Required task: Extract and list every line that contains the word "this".

Source records:
========
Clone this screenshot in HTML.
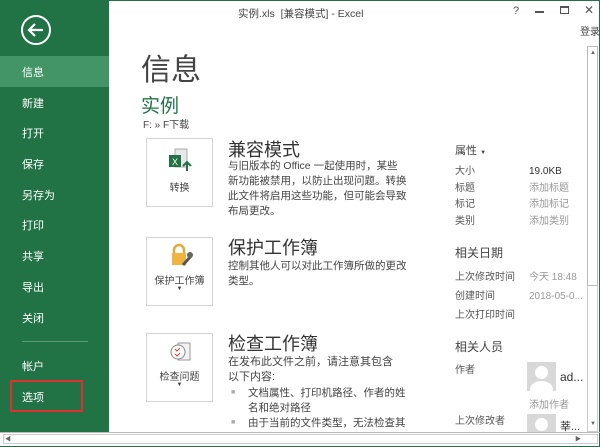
========
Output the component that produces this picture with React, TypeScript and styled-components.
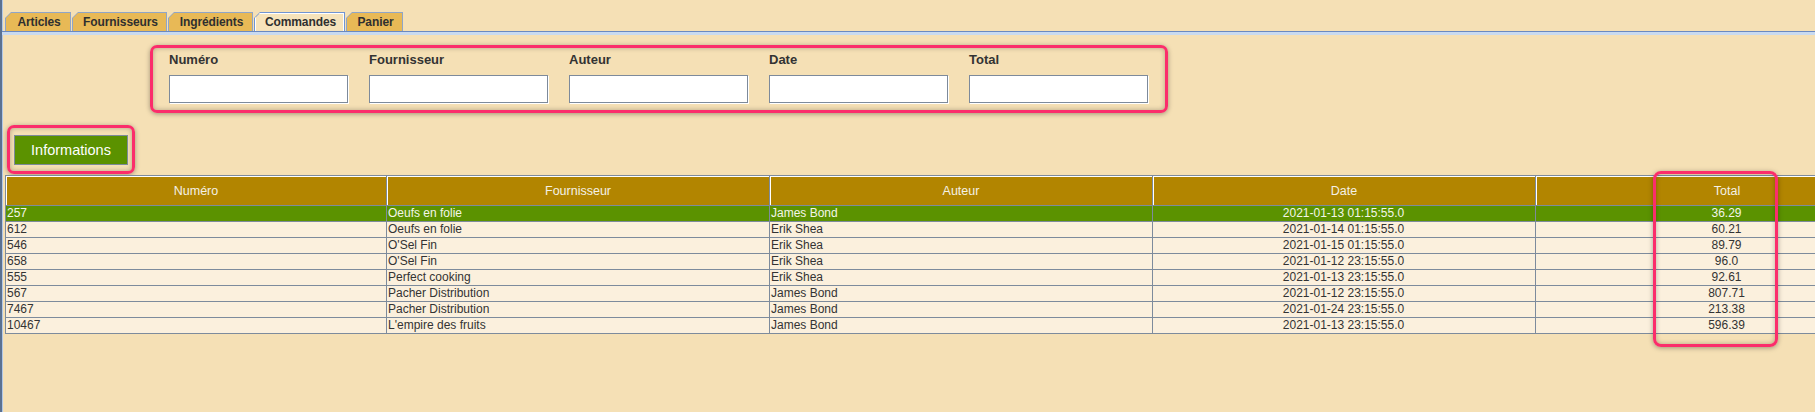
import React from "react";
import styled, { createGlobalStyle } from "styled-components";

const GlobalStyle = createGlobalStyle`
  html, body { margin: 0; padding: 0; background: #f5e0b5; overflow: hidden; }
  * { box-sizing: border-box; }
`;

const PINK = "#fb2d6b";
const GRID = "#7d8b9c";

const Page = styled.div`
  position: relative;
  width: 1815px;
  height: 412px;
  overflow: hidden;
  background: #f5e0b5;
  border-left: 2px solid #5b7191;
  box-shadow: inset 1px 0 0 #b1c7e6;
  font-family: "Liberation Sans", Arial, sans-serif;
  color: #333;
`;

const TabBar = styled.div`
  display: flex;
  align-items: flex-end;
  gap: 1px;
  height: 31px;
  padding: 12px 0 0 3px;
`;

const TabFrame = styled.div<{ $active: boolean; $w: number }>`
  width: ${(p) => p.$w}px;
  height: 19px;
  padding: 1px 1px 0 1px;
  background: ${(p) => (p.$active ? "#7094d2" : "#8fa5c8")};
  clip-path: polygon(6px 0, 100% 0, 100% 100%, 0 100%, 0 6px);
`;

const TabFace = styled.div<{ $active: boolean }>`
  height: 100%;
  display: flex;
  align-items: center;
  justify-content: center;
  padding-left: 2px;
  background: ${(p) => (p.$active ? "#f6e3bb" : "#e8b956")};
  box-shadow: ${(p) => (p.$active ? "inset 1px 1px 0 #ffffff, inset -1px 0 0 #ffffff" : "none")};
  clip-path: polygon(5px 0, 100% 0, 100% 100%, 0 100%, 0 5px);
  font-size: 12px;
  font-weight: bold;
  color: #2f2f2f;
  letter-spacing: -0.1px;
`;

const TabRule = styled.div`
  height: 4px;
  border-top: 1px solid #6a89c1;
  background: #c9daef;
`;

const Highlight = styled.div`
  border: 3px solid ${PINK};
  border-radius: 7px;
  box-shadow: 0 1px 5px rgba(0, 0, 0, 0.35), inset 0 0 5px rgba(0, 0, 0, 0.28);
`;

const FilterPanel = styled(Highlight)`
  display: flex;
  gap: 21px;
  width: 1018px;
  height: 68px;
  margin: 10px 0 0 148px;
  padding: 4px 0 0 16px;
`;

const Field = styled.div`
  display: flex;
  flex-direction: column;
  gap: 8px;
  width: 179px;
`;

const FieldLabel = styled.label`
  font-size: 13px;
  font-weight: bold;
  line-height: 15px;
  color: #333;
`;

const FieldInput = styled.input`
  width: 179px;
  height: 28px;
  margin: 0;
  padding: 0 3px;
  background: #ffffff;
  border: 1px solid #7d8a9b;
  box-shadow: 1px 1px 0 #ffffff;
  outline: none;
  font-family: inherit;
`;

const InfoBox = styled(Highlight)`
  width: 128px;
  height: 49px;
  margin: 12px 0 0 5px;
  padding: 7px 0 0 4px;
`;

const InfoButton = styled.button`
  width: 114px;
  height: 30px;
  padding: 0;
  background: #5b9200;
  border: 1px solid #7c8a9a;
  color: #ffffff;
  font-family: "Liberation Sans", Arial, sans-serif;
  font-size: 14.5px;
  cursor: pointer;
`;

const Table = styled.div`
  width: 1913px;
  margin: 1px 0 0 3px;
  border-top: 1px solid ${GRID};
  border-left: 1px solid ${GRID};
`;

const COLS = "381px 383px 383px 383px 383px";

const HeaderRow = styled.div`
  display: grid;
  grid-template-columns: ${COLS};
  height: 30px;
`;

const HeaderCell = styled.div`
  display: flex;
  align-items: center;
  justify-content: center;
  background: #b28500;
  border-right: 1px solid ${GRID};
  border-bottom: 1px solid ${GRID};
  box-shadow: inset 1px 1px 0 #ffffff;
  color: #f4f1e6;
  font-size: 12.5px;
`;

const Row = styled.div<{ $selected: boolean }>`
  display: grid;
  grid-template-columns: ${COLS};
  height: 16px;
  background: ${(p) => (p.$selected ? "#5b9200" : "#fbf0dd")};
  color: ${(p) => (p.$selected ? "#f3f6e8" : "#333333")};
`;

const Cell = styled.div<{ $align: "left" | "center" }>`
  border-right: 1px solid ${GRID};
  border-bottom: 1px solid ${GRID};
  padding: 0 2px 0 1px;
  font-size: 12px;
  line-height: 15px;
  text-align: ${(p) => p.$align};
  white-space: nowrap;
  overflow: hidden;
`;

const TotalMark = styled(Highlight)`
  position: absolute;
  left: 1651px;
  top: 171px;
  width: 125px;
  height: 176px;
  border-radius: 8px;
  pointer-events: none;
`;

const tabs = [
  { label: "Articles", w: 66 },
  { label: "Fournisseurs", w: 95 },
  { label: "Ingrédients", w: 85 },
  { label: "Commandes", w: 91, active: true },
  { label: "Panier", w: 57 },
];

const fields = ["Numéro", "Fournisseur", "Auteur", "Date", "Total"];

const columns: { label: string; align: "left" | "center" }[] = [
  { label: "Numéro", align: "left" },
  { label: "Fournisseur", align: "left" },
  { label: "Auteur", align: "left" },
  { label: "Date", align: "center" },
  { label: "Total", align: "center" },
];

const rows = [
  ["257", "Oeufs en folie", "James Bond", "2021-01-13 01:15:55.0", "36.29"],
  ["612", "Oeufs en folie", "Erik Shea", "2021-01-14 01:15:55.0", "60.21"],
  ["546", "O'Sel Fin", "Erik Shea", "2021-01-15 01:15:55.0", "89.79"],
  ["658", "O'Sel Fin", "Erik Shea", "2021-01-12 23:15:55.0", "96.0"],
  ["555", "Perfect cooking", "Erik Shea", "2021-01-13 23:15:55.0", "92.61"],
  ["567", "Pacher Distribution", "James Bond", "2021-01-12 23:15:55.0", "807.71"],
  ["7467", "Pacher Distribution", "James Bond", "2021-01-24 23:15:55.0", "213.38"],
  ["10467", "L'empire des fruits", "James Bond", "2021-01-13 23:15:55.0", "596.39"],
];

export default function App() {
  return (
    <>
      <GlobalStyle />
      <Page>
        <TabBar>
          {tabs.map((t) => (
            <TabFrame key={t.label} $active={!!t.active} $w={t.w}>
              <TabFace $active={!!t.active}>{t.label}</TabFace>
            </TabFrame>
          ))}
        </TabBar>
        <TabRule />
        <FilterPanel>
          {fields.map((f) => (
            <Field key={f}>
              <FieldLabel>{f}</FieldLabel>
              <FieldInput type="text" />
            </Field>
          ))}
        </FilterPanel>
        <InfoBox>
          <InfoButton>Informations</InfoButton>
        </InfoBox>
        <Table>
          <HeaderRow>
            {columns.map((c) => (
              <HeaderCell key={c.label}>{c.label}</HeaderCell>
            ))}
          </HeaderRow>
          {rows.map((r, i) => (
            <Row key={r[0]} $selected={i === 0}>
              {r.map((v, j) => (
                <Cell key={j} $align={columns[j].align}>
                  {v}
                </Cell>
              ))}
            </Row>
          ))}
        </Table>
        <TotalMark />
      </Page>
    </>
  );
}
========
Task solution:
Clone this screenshot in HTML.
Output the component that produces this picture with React, TypeScript and styled-components.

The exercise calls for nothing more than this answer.